Les années 2000 ont peut-être apporté leur lot de lois sécuritaires, mais également un accès simplifié à Internet, qui permet la diffusion d'idées, de vidéos, et différents médias dénonçant la répression, et ce, très rapidement. Il est nécessaire de diffuser tout le temps, tous les jours et à tout le monde toutes les informations disponibles. Le regard sur les médias a également beaucoup évolué, et il existe aujourd'hui une multitude de sites indépendants et libertaires qui publient les informations sans aucune censure. Les médias traditionnels ont, non pas comme tradition, mais pour raison d'être, de ne mettre en lumière que des échecs, des raves qui finissent mal, des décès. Les blâmer pour ça est perdre du temps et de l'énergie que nous pourrions consacrer à créer nos contre-informations. Nous ne demanderons pas de droit de réponse, nous le prendrons.

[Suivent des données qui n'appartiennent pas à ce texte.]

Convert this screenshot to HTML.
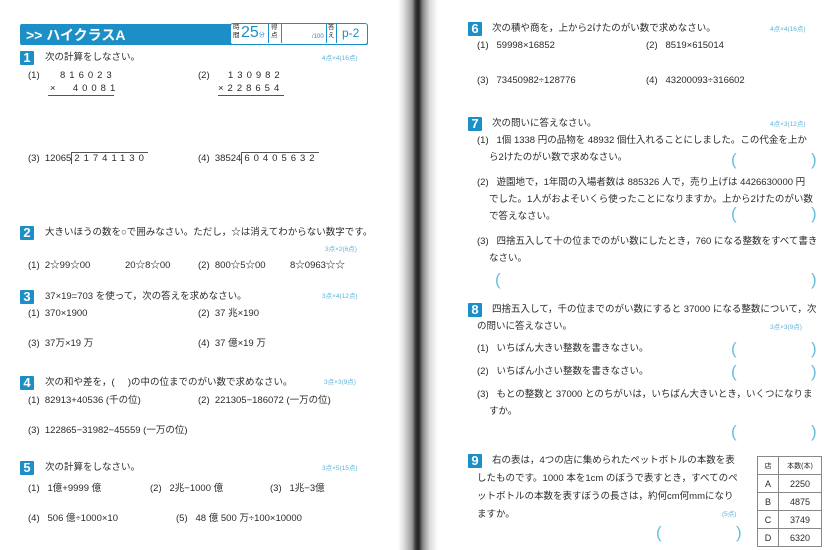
<!DOCTYPE html>
<html><head><meta charset="utf-8"><style>
body{margin:0;width:835px;height:550px;background:#fff;position:relative;overflow:hidden;font-family:"Liberation Sans","Noto Sans CJK JP",sans-serif;color:#2a2a2a}
.t{position:absolute;font-size:9.5px;line-height:12px;white-space:nowrap}
.s{position:absolute;font-size:6.5px;line-height:8px;color:#5fb3d8;white-space:nowrap}
.b{position:absolute;width:14px;height:14px;background:#1b8fc6;color:#fff;font-weight:bold;font-size:13px;line-height:14px;text-align:center;border-radius:1px}
.p{position:absolute;font-size:17px;line-height:20px;color:#6bbde0}
.gut{position:absolute;left:398px;top:0;width:40px;height:550px;background:linear-gradient(90deg,#fff 0%,#ddd 15%,#999 35%,#333 45%,#222 52%,#888 62%,#ddd 80%,#fff 100%)}
.n{letter-spacing:4px}
</style></head><body>
<div class="gut"></div>
<!-- header -->
<div style="position:absolute;left:20px;top:24px;width:348px;height:21px;background:#1b8fc6;border-radius:2px"></div>
<div class="t" style="left:26px;top:28px;font-size:14px;line-height:15px;color:#fff;font-weight:bold">&gt;&gt; ハイクラスA</div>
<div style="position:absolute;left:230px;top:23px;width:136px;height:20px;background:#fff;border:1px solid #1b8fc6;border-radius:3px"></div>
<div class="t" style="left:233px;top:24px;font-size:6.5px;line-height:8px">時<br>間</div>
<div class="t" style="left:241px;top:24px;font-size:16px;line-height:18px;color:#1b8fc6">25<span style="font-size:6px">分</span></div>
<div style="position:absolute;left:268px;top:24px;width:1px;height:19px;background:#1b8fc6"></div>
<div class="t" style="left:271px;top:24px;font-size:6.5px;line-height:8px">得<br>点</div>
<div style="position:absolute;left:281px;top:24px;width:1px;height:19px;background:#1b8fc6"></div>
<div class="t" style="left:312px;top:33px;font-size:6px;line-height:8px;color:#1b8fc6">/100</div>
<div style="position:absolute;left:326px;top:24px;width:1px;height:19px;background:#1b8fc6"></div>
<div class="t" style="left:328px;top:24px;font-size:6.5px;line-height:8px">答<br>え</div>
<div style="position:absolute;left:336px;top:24px;width:1px;height:19px;background:#1b8fc6"></div>
<div class="t" style="left:342px;top:26px;font-size:12px;line-height:14px;color:#1b8fc6">p-2</div>

<!-- Q1 -->
<div class="b" style="left:20px;top:51px">1</div>
<div class="t" style="left:45px;top:52px">次の計算をしなさい。</div>
<div class="s" style="left:322px;top:55px">4点×4(16点)</div>
<div class="t" style="left:28px;top:70px">(1)</div>
<div class="t n" style="left:60px;top:70px">816023</div>
<div class="t n" style="left:50px;top:83px">×&nbsp;&nbsp;40081</div>
<div style="position:absolute;left:48px;top:95px;width:66px;height:1px;background:#555"></div>
<div class="t" style="left:198px;top:70px">(2)</div>
<div class="t n" style="left:228px;top:70px">130982</div>
<div class="t n" style="left:218px;top:83px">×228654</div>
<div style="position:absolute;left:218px;top:95px;width:66px;height:1px;background:#555"></div>
<div class="t" style="left:28px;top:153px">(3)&nbsp;&nbsp;12065<span class="n" style="border-top:1px solid #555;border-left:1px solid #555;padding-left:2px">21741130</span></div>
<div class="t" style="left:198px;top:153px">(4)&nbsp;&nbsp;38524<span class="n" style="border-top:1px solid #555;border-left:1px solid #555;padding-left:2px">60405632</span></div>

<!-- Q2 -->
<div class="b" style="left:20px;top:226px">2</div>
<div class="t" style="left:45px;top:227px">大きいほうの数を○で囲みなさい。ただし，☆は消えてわからない数字です。</div>
<div class="s" style="left:325px;top:246px">3点×2(6点)</div>
<div class="t" style="left:28px;top:260px">(1)&nbsp;&nbsp;2☆99☆00</div>
<div class="t" style="left:125px;top:260px">20☆8☆00</div>
<div class="t" style="left:198px;top:260px">(2)&nbsp;&nbsp;800☆5☆00</div>
<div class="t" style="left:290px;top:260px">8☆0963☆☆</div>

<!-- Q3 -->
<div class="b" style="left:20px;top:290px">3</div>
<div class="t" style="left:45px;top:291px">37×19=703 を使って，次の答えを求めなさい。</div>
<div class="s" style="left:322px;top:293px">3点×4(12点)</div>
<div class="t" style="left:28px;top:308px">(1)&nbsp;&nbsp;370×1900</div>
<div class="t" style="left:198px;top:308px">(2)&nbsp;&nbsp;37 兆×190</div>
<div class="t" style="left:28px;top:338px">(3)&nbsp;&nbsp;37万×19 万</div>
<div class="t" style="left:198px;top:338px">(4)&nbsp;&nbsp;37 億×19 万</div>

<!-- Q4 -->
<div class="b" style="left:20px;top:376px">4</div>
<div class="t" style="left:45px;top:377px">次の和や差を，(&nbsp;&nbsp;&nbsp;&nbsp;&nbsp;)の中の位までのがい数で求めなさい。</div>
<div class="s" style="left:324px;top:379px">3点×3(9点)</div>
<div class="t" style="left:28px;top:395px">(1)&nbsp;&nbsp;82913+40536 (千の位)</div>
<div class="t" style="left:198px;top:395px">(2)&nbsp;&nbsp;221305−186072 (一万の位)</div>
<div class="t" style="left:28px;top:425px">(3)&nbsp;&nbsp;122865−31982−45559 (一万の位)</div>

<!-- Q5 -->
<div class="b" style="left:20px;top:461px">5</div>
<div class="t" style="left:45px;top:462px">次の計算をしなさい。</div>
<div class="s" style="left:322px;top:465px">3点×5(15点)</div>
<div class="t" style="left:28px;top:483px">(1)&nbsp;&nbsp;&nbsp;1億+9999 億</div>
<div class="t" style="left:150px;top:483px">(2)&nbsp;&nbsp;&nbsp;2兆−1000 億</div>
<div class="t" style="left:270px;top:483px">(3)&nbsp;&nbsp;&nbsp;1兆−3億</div>
<div class="t" style="left:28px;top:513px">(4)&nbsp;&nbsp;&nbsp;506 億÷1000×10</div>
<div class="t" style="left:176px;top:513px">(5)&nbsp;&nbsp;&nbsp;48 億 500 万÷100×10000</div>

<!-- Q6 -->
<div class="b" style="left:468px;top:22px">6</div>
<div class="t" style="left:492px;top:23px">次の積や商を，上から2けたのがい数で求めなさい。</div>
<div class="s" style="left:770px;top:26px">4点×4(16点)</div>
<div class="t" style="left:477px;top:40px">(1)&nbsp;&nbsp;&nbsp;59998×16852</div>
<div class="t" style="left:646px;top:40px">(2)&nbsp;&nbsp;&nbsp;8519×615014</div>
<div class="t" style="left:477px;top:75px">(3)&nbsp;&nbsp;&nbsp;73450982÷128776</div>
<div class="t" style="left:646px;top:75px">(4)&nbsp;&nbsp;&nbsp;43200093÷316602</div>

<!-- Q7 -->
<div class="b" style="left:468px;top:117px">7</div>
<div class="t" style="left:492px;top:118px">次の問いに答えなさい。</div>
<div class="s" style="left:770px;top:121px">4点×3(12点)</div>
<div class="t" style="left:477px;top:135px">(1)&nbsp;&nbsp;&nbsp;1個 1338 円の品物を 48932 個仕入れることにしました。この代金を上か</div>
<div class="t" style="left:489px;top:152px">ら2けたのがい数で求めなさい。</div>
<div class="p" style="left:731px;top:150px">(</div><div class="p" style="left:811px;top:150px">)</div>
<div class="t" style="left:477px;top:177px">(2)&nbsp;&nbsp;&nbsp;遊園地で，1年間の入場者数は 885326 人で，売り上げは 4426630000 円</div>
<div class="t" style="left:489px;top:194px">でした。1人がおよそいくら使ったことになりますか。上から2けたのがい数</div>
<div class="t" style="left:489px;top:211px">で答えなさい。</div>
<div class="p" style="left:731px;top:204px">(</div><div class="p" style="left:811px;top:204px">)</div>
<div class="t" style="left:477px;top:236px">(3)&nbsp;&nbsp;&nbsp;四捨五入して十の位までのがい数にしたとき，760 になる整数をすべて書き</div>
<div class="t" style="left:489px;top:253px">なさい。</div>
<div class="p" style="left:495px;top:270px">(</div><div class="p" style="left:811px;top:270px">)</div>

<!-- Q8 -->
<div class="b" style="left:468px;top:303px">8</div>
<div class="t" style="left:492px;top:304px">四捨五入して，千の位までのがい数にすると 37000 になる整数について，次</div>
<div class="t" style="left:477px;top:321px">の問いに答えなさい。</div>
<div class="s" style="left:770px;top:324px">3点×3(9点)</div>
<div class="t" style="left:477px;top:343px">(1)&nbsp;&nbsp;&nbsp;いちばん大きい整数を書きなさい。</div>
<div class="p" style="left:731px;top:339px">(</div><div class="p" style="left:811px;top:339px">)</div>
<div class="t" style="left:477px;top:366px">(2)&nbsp;&nbsp;&nbsp;いちばん小さい整数を書きなさい。</div>
<div class="p" style="left:731px;top:362px">(</div><div class="p" style="left:811px;top:362px">)</div>
<div class="t" style="left:477px;top:389px">(3)&nbsp;&nbsp;&nbsp;もとの整数と 37000 とのちがいは，いちばん大きいとき，いくつになりま</div>
<div class="t" style="left:489px;top:406px">すか。</div>
<div class="p" style="left:731px;top:422px">(</div><div class="p" style="left:811px;top:422px">)</div>

<!-- Q9 -->
<div class="b" style="left:468px;top:454px">9</div>
<div class="t" style="left:492px;top:455px">右の表は，4つの店に集められたペットボトルの本数を表</div>
<div class="t" style="left:477px;top:473px">したものです。1000 本を1cm のぼうで表すとき，すべてのペ</div>
<div class="t" style="left:477px;top:491px">ットボトルの本数を表すぼうの長さは，約何cm何mmになり</div>
<div class="t" style="left:477px;top:509px">ますか。</div>
<div class="s" style="left:722px;top:511px">(5点)</div>
<div class="p" style="left:656px;top:523px">(</div><div class="p" style="left:736px;top:523px">)</div>
<table style="position:absolute;left:757px;top:456px;border-collapse:collapse;font-size:9px;font-family:'Liberation Sans','Noto Sans CJK JP',sans-serif;color:#2a2a2a">
<tr style="height:18px"><td style="border:1px solid #888;width:18px;text-align:center;font-size:7px">店</td><td style="border:1px solid #888;width:40px;text-align:center;font-size:7px">本数(本)</td></tr>
<tr style="height:18px"><td style="border:1px solid #888;text-align:center">A</td><td style="border:1px solid #888;text-align:center">2250</td></tr>
<tr style="height:18px"><td style="border:1px solid #888;text-align:center">B</td><td style="border:1px solid #888;text-align:center">4875</td></tr>
<tr style="height:18px"><td style="border:1px solid #888;text-align:center">C</td><td style="border:1px solid #888;text-align:center">3749</td></tr>
<tr style="height:18px"><td style="border:1px solid #888;text-align:center">D</td><td style="border:1px solid #888;text-align:center">6320</td></tr>
</table>
</body></html>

Quant aux pétitions, lettres aux députés, elles n'ont d'impact que sur les mouvements massifs, il faut préférer la stratégie du sabotage en bourrant les boîtes mails afin de les rendre inutilisables. Les coordonnées de vos «représentants» sont accessibles en trois clics sur n'importe quel moteur de recherche.
Il faut également s'inspirer des actions qui ont eu un impact par le passé : l'Agitation Propagande ou «agit-prop» permet, par le biais d'actions «coup de poing» qui ne nécessitent que très peu de moyens, de créer de l'image, et de diffuser des idées.
Enfin, l'idée de se coordonner, à l'image du réseau Fatbass, le temps d'un événement, permet de mutualiser les efforts sur l'organisation, la mise en commun des moyens techniques et de communication.
En définitive, le petit milieu de la free party doit s'ouvrir, non au monde de la techno, mais à celui des peuples en lutte. L'expérience dans l'organisation de «teufs» est un ensemble de compétences qui peut permettre de transformer une simple manifestation en un rassemblement festif et sonore. Au-delà de l'aspect technique, il est nécessaire aujourd'hui de tisser un lien encore plus fort, et ce, en trouvant des points de convergences, et en soutenant toutes les initiatives contre les lois liberticides, la misère et la précarité, le fascisme.
La Plume des Insoumis no 1, mars 2011.